**EXERCISE BRIEF**:
Find each line holding "React" and copy it out.
* * * * *
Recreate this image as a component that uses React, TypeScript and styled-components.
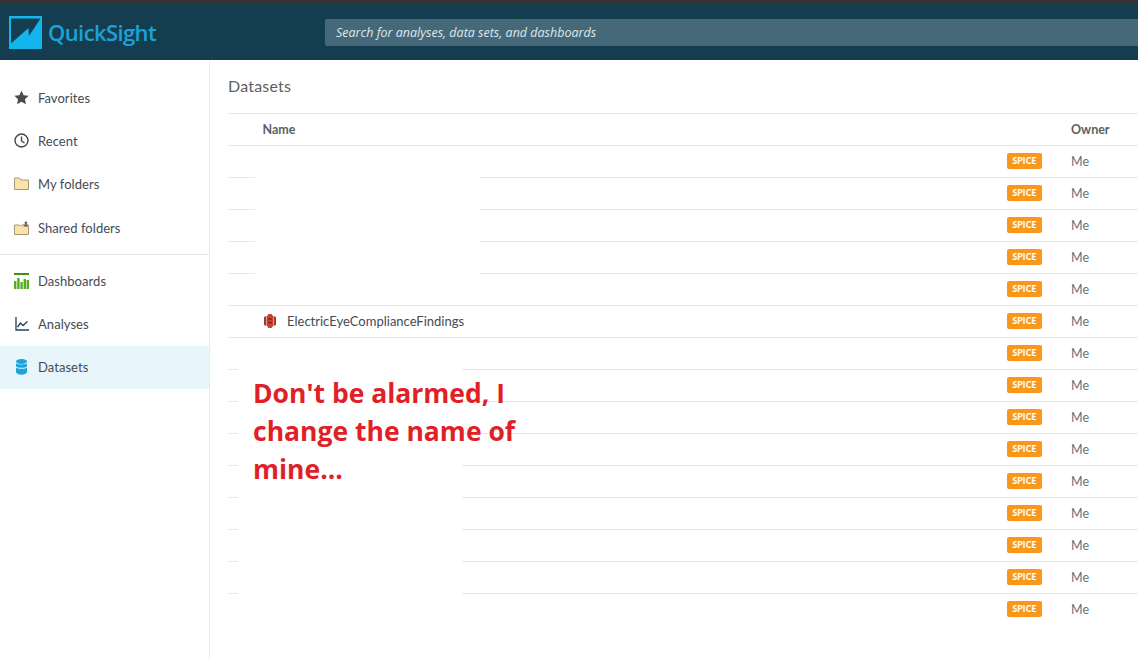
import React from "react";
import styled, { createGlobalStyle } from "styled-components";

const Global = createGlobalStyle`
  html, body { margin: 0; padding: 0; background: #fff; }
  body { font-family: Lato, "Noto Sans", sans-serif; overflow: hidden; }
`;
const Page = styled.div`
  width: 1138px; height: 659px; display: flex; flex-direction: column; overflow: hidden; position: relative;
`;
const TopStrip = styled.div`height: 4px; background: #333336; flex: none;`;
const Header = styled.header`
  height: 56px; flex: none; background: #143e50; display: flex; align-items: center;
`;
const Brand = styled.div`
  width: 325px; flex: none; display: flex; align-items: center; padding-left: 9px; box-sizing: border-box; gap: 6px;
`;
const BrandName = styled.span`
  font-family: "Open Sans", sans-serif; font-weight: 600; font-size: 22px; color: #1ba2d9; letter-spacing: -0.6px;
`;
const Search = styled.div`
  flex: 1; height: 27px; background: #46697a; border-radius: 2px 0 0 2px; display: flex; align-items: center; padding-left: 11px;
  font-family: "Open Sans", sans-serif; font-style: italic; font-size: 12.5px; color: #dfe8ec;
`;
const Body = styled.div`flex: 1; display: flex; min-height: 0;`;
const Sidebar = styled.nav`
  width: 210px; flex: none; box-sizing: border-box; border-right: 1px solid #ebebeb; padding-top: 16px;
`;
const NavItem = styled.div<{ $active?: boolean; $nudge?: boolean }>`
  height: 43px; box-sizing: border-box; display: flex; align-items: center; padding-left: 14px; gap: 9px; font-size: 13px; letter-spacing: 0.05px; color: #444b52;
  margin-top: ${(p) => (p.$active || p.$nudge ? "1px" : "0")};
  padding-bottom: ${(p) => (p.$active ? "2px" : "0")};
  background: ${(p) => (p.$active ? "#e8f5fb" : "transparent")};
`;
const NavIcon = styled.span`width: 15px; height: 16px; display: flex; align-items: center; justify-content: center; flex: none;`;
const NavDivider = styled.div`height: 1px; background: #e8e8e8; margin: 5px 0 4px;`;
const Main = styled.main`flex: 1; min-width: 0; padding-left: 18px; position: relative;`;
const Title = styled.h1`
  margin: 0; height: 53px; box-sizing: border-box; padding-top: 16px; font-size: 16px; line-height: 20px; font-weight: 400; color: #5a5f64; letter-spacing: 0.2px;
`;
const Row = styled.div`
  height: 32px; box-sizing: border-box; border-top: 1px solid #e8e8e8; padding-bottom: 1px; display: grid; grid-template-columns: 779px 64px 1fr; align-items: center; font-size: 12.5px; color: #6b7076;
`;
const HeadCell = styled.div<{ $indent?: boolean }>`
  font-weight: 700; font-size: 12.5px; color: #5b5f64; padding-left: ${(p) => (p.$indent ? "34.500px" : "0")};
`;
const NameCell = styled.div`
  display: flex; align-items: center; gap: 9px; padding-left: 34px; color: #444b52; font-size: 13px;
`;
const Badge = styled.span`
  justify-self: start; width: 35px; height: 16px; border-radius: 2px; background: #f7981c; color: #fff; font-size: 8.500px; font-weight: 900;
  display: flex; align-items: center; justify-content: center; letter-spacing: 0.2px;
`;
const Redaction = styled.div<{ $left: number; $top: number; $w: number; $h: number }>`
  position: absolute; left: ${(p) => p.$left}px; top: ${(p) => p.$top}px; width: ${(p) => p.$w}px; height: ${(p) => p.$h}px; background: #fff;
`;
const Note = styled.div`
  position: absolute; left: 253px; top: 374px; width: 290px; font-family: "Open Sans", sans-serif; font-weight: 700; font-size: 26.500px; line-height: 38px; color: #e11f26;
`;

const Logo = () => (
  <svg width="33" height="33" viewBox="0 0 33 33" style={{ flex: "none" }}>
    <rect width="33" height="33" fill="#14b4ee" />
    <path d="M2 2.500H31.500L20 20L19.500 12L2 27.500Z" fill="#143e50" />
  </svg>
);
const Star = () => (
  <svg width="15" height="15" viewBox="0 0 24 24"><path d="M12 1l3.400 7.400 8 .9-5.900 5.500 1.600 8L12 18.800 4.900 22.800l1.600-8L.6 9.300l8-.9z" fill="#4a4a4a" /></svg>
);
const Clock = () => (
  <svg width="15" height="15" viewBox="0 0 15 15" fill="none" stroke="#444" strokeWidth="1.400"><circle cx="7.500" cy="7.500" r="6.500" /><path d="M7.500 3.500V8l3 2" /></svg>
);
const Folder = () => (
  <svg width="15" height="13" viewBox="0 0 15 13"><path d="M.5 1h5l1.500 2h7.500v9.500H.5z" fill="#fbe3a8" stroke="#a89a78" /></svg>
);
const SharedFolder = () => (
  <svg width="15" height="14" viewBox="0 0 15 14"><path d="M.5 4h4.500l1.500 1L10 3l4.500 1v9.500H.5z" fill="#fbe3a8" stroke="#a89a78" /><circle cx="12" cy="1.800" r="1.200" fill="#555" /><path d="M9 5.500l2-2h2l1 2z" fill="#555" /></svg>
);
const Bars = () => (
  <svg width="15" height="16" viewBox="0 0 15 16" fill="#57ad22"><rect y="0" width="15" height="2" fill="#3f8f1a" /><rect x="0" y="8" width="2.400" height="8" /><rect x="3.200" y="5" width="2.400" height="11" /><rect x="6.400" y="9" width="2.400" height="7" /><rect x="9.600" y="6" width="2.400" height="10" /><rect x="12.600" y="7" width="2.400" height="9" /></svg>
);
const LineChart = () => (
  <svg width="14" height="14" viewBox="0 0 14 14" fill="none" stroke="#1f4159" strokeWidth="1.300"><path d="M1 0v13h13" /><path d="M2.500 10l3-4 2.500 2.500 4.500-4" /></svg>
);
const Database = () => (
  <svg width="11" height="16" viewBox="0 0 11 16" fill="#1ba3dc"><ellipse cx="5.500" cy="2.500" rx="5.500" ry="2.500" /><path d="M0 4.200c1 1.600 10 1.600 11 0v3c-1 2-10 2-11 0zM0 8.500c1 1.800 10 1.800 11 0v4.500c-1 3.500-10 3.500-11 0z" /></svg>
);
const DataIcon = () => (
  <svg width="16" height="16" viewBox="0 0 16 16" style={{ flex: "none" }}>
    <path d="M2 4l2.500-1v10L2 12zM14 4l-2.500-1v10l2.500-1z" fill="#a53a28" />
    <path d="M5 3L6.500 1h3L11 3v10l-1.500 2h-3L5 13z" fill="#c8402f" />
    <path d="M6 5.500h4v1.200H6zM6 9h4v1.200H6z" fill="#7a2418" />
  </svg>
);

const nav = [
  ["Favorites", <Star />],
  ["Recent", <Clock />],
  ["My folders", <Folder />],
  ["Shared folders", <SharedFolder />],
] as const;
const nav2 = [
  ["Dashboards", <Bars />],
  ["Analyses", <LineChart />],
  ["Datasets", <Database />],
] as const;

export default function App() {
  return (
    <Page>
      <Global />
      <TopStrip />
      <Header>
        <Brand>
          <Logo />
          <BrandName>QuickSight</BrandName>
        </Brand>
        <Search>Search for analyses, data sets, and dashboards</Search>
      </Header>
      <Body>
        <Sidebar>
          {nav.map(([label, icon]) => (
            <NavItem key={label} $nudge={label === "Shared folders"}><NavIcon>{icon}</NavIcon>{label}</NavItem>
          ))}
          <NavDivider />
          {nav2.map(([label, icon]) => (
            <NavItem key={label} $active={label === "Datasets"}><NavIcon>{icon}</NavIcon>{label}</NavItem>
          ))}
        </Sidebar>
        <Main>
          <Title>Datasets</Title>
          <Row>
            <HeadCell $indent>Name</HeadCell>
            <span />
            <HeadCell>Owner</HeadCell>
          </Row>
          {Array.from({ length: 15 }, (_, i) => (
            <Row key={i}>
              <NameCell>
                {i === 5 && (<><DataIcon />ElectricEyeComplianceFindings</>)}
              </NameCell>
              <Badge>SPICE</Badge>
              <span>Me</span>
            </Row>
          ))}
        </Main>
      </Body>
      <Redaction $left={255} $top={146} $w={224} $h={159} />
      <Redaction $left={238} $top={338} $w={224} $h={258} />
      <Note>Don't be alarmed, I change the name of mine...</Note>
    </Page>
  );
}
* * * * *
**SOLUTION**:
Recreate this image as a component that uses React, TypeScript and styled-components.
import React from "react";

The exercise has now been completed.